Not Feeling Your Biological Clock Tick? You’re Not Alone

Not Feeling Your Biological Clock Tick? You’re Not Alone

You can ignore the ticking if you hear it.

If you are a cis woman who doesn’t want to have kids, you know that those who are confounded by your choice, as well as those who are probably well meaning on some level, love to reference the biological clock. As in, “Oh, just wait until your biological clock starts ticking, then you’ll want one.”

The reality of reproductive time, i.e. fertility, has become the obsessive focus of media targeting women, particularly in the context of balancing family and work, creating much anxiety and prompting the question of how long one can actually wait to have a baby.

“For me, the language around the clock has only been used by people who are of reproductive age,” said Cheska, who’s 38 and doesn’t have children. “You’re running out of time, if you don’t do it now, you’re going to regret it. In that context, that language was effective on me, it made me think about it more than I normally would have.”

Other folks described the biological clock as “condescending,” a “media phenomenon,” and a “cultural construct.”

E, 37, told me she associated it “mostly with movies about women in their late thirties who are single and should have babies.”

There’s no denying that bodies have a limited amount of time during which they can conceive, carry, and birth children without intervention. How long that actually is seems to be up for debate. A 2013 article in The Atlantic  by Jean Twenge dissected the sources of data around fertility and age and revealed that the source of most of the information we’ve been relying upon are French birth records from 1670 to 1830.

“Baby Fever” is the title of a chapter in Belle Bogg’s recently released memoir, The Art of Waiting: Fertility, Medicine, and Motherhood. Boggs cites the work of Finnish sociologist Anna Rotkirch, who has described “baby fever,” as it’s called in Scandinavia, as “an emotion which may be typical for societies when women have many choices.” But what does “baby fever,” the ache, the urge, the desire to have a baby, feel like?

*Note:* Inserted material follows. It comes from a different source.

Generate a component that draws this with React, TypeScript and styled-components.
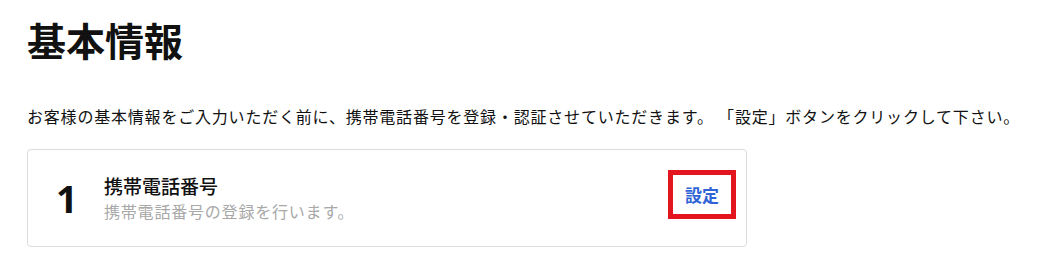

“There’s a longing in me, but I can’t explain it with words or logic. I want to be pregnant,” said L, 34. “I have a physical urge. I look down at my stomach, and I yearn for the big, beautiful pregnant body.”

It’s not uncommon to hear women describe the experience of wanting children as manifesting physically, i.e. “pulsating ovaries.”

“Physiological changes happen when a woman sees a baby,” said Emily, an OB/GYN. ” Ovaries don’t actually pulsate, but if someone’s gone through a loss, a miscarriage, it’s possible that they might have phantom pains. Wanting something and never having it is different than having it and losing it.”

Boggs writes, “Biology influences, culture cements.” In other words, while one’s biology (hormones, reproductive organs) might produce the urge to have a baby, there are sociological factors at work that contribute to how the urge gets translated. Boggs herself admits that she herself “didn’t recover from baby fever, but I believe I would have, eventually.”

If  you suddenly become besotted with the overwhelming urge to have a baby, but you actually know, deeply, that you don’t want to be a parent, can that urge just go away?

M, who’s 44, was in her early 30’s and not in a long term partnership when she found herself drawn to babies and having a physical response to them. “It totally gobsmacked me. How were my brain and my body so out of sync? It wasn’t upsetting, it was more confusing. My body felt like it wanted to produce a baby, and I did want kids, but only if I was in a partnership and it felt right. I wasn’t fantasizing about it then.” M now has a son, 3, who was born when she was 42 via IVF.

Shelley, 50, already had two children when she experienced “baby fever” in her mid 30’s. “I knew I didn’t want any more kids, but I had these weird attractions to babies,” she said. She and her husband did not have a third child.

Kate, 35, told me that she went from never wanting to have children to experiencing an affection for babies in her 30’s when she entered a sturdy and loving partnership. “My body wanted one thing, my brain wanted something else, but I was never unable to override my logic, that it wasn’t the time for kids.”

So the answer in the end seems to be that no, your biology can’t dupe you into having a baby. It’s much more complicated than that. It’s still a decision to address with care and intention, that only you can make, by getting real with yourself.